DATASET ENTRIES start
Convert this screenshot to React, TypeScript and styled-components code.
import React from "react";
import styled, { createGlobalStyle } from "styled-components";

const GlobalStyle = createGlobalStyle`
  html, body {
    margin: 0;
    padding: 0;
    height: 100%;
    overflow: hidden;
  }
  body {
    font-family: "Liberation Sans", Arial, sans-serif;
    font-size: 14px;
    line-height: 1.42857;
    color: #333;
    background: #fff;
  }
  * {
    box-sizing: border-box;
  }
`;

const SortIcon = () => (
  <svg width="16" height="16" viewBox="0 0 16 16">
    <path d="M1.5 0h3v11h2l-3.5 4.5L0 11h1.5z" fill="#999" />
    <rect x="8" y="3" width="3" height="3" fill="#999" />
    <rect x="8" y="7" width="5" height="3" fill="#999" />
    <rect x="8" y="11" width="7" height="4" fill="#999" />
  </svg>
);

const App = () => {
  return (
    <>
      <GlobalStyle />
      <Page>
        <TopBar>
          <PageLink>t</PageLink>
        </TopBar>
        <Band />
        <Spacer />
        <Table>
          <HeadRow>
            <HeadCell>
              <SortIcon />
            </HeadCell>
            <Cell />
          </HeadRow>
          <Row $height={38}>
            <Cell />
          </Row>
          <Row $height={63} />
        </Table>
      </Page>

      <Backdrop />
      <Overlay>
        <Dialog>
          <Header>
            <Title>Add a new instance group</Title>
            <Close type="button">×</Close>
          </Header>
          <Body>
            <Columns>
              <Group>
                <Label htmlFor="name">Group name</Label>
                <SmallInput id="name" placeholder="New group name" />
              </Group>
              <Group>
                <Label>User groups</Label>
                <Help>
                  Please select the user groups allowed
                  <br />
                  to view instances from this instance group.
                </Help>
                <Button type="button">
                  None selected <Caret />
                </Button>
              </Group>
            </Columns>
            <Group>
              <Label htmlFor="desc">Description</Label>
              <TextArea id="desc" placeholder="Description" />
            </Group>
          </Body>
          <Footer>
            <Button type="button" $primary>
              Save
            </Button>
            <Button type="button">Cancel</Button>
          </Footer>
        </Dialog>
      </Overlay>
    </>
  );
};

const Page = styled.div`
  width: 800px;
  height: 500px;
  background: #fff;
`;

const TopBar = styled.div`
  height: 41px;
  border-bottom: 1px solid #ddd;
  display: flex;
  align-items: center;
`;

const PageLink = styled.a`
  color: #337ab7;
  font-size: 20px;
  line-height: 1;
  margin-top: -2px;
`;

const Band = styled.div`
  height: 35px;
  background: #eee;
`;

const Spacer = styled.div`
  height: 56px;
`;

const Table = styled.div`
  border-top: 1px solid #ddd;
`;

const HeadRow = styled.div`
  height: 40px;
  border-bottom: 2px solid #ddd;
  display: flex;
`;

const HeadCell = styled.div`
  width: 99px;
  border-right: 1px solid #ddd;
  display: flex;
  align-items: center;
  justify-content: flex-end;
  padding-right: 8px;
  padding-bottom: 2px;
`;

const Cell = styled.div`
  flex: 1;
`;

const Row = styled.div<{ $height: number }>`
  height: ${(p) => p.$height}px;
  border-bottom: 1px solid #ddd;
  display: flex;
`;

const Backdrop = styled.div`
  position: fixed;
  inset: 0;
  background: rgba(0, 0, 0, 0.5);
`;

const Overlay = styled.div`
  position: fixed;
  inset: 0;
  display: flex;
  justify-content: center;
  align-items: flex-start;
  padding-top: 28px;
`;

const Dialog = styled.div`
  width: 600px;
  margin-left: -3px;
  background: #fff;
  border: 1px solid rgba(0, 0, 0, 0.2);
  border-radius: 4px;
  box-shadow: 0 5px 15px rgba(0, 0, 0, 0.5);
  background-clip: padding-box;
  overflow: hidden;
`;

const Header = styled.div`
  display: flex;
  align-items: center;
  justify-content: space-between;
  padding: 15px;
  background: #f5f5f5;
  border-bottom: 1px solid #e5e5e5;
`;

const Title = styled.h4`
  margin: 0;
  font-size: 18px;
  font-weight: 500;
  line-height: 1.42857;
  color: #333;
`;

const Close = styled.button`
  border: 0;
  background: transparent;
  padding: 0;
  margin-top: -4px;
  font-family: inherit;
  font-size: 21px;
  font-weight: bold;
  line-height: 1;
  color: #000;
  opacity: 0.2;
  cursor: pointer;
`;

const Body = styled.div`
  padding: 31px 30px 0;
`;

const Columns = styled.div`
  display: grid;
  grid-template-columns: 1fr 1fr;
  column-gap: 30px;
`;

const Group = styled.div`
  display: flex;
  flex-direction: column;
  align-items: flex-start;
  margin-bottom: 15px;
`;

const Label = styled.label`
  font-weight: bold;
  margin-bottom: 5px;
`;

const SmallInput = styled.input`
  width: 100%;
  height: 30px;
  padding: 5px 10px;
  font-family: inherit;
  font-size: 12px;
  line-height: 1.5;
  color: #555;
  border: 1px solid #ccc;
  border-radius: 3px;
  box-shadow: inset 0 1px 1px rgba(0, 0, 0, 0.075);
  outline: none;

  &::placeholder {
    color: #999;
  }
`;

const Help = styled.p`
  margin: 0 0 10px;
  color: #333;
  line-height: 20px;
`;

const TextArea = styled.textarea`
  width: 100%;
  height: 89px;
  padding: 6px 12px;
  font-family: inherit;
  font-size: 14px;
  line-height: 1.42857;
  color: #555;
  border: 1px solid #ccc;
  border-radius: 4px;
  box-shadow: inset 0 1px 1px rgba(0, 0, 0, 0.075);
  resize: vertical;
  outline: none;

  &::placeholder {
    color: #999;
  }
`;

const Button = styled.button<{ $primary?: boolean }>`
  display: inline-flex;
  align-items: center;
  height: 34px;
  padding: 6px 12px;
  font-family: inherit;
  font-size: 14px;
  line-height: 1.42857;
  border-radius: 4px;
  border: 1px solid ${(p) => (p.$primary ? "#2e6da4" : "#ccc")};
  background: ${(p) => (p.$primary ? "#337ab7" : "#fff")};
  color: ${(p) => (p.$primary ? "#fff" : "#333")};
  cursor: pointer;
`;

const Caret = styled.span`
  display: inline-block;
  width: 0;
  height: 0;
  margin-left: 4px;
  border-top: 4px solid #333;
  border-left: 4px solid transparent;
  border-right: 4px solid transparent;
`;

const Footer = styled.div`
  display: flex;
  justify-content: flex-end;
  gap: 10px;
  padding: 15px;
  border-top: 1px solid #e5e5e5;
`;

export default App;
DATASET ENTRIES end
DATASET ENTRIES start
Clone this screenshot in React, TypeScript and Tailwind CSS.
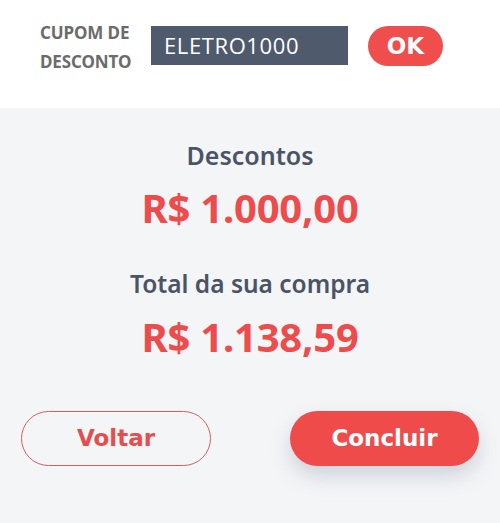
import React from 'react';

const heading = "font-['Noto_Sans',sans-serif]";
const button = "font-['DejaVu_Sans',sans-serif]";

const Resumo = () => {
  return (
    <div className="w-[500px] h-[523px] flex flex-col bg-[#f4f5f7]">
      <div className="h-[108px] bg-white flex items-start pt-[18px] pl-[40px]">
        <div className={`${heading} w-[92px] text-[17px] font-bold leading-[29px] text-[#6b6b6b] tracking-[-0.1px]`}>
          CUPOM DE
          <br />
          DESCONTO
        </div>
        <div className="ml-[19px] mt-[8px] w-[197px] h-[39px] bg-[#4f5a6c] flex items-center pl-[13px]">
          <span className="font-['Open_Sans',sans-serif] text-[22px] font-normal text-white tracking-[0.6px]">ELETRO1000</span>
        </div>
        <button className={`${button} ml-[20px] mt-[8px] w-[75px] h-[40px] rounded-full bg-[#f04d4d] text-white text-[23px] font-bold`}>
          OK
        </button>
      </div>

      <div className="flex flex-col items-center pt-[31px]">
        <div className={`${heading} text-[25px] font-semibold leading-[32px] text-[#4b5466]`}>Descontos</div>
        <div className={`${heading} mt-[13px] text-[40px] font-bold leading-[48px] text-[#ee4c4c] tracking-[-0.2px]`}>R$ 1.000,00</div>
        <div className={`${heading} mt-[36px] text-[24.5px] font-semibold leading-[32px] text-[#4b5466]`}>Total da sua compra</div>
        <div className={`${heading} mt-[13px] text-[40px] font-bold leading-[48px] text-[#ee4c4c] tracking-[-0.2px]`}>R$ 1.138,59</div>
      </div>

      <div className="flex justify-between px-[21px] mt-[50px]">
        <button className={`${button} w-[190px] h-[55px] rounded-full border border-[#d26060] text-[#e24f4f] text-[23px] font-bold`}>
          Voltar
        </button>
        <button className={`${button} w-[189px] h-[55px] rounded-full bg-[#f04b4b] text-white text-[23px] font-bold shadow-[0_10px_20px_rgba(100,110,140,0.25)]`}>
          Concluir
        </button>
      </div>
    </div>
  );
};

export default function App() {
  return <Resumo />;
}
DATASET ENTRIES end
## THE PROBLEM
Check each line of the records for "screenshot" and copy the ones that contain it.

## EXPECTED ANSWER
Convert this screenshot to React, TypeScript and styled-components code.
Clone this screenshot in React, TypeScript and Tailwind CSS.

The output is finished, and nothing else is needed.